The scope of detail in Mr. Landsbergis underlines the granular effort that democracy requires, even as Russia’s current war on Ukraine attempted to undo in two weeks the freedom of another former Soviet state. (Anticipating criticism, at least one Russian movie screened with an opening card listing Russian directors who oppose the invasion; meanwhile, online, citizen journalism out of Ukraine has yielded a flood of raw imagery to evaluate.) All alone, the selection of Mr. Landsbergis showed that True/False, under new management in its nineteenth edition and still a darling of critics and filmmakers, is holding the line on prizing the craft of nonfiction moviemaking in its many forms. This four-day community-beloved event at Columbia, Missouri, has gone from being dubbed “a small but significant corrective step” to the doc exhibition landscape in these pages eleven years ago to “the preeminent nonfiction festival” today, per Variety.

This year’s edition found several directors excavating and grappling with the experiences of family members, sometimes drawing inspiration from identifying with them, other times seeking out new designs for living. In After Sherman—polyphonic in its use of archival headlines, old-school video superimposition, stop-motion collage, and more—Jon-Sesrie Goff infuses a tribute to Gullah culture with ruminations on how his approach to race and the world diverges from that of his father, a North Carolina minister whose church suffered a mass shooting but who embraces forgiveness. Victoria Linares Villegas’s similarly restless It Runs in the Family unravels the public and private lives of her queer Dominican cousin, Oscar Torres, a filmmaker (and critic), piecing out his persecuted path and trying on his words by staging his screenplays. Aliona van der Horst’s Turn Your Body to the Sun also channels the ghost of a thwarted artistic spirit (in this case related not to the director but to a woman whose father was imprisoned in a gulag) with the help of colorized footage. These works felt like explorations not just of the subjects, but of how their experiences could or could not be shaped and conjured into a film.
That said, the episodic pageant of The Balcony Movie felt like a more immediately successful experiment, as Poland’s Pawel Lozinski turns his camera on the pavement below the window of his second-floor apartment. Essentially asking people “What’s your story,” Lozinski tweaks the age-old vox-pop formula: He speaks from his home, fostering a neighborly intimacy with strangers and an appealing absurdity, while the downward angle creates a contemplative spotlight as passersby cock their heads to answer his unexpected questioning. Some reflect, others turn the tables and dissect his motives. There’s a feminist undertow to these interactions, which keep returning to women’s stories of newfound independence or of being held back by the men in their lives; that strand, and crude homophobic nationalism, remind us that some legacies die hard. Stories emerge, evolve, or don’t: An elderly woman says, improbably, that she has nothing to share; a self-proclaimed young fashionista boasts of endless social media plans; a panhandling ex-con, one of Lozinski’s repeat visitors, finds a tiling job but can’t shake a malaise.

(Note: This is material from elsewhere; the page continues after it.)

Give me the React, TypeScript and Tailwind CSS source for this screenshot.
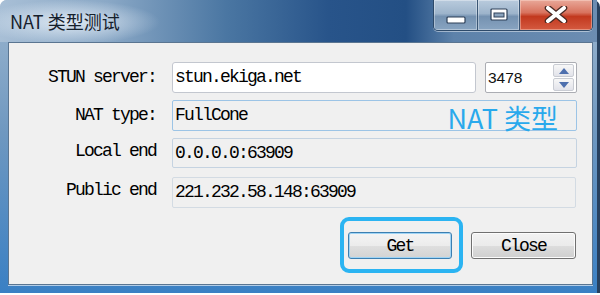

Where Are We Headed presented an equally fine pageant (featuring Russian Victory Day celebrations) in its gorgeously photographed tour of Moscow subwaygoers (one of a number of titles plucked from last year’s strong IDFA line-up, including Mr. Landsbergis and a heart-stopping Vietnamese debut feature about wife-kidnapping, Children of the Mist). Another highlight of True/False’s curation is its shorts programs, where I saw a haunting series of audio-driven recollections of the Yugoslav Tribunal by traumatized interpreters (Eliane Esther Bots’s In Flow of Words), an apocalyptic dispatch on the simulacrum that gives “digital first” an ominous new ring (Deniz Tortum and Kathryn Hamilton’s Our Ark), and the woebegone, semi-slo-mo ballad of a Manitoba beast and the trash dump that won’t love him back (Nuisance Bear, from Jack Weisman and Gabriela Osio Vanden). There was also the requisite problematic film, Helmut Dosantos’s Gods of Mexico, whose spectacular tableaux of Indigenous people feel inextricable from century-old traditions of ethnographic gazes. Finally, Srđan Kovačević’s Factory to the Workers presented a perfect slice of anguished verité as a collective-run machine tool plant struggles to escape the twin death spirals of a mismanaging executive clinging to power and moribund cash flow. Next to that fading dream of communal endeavor, the pleasures of gathering at True/False felt that much more sweet and vital.
The nineteenth True/False Film Fest ran from March 3 to March 6.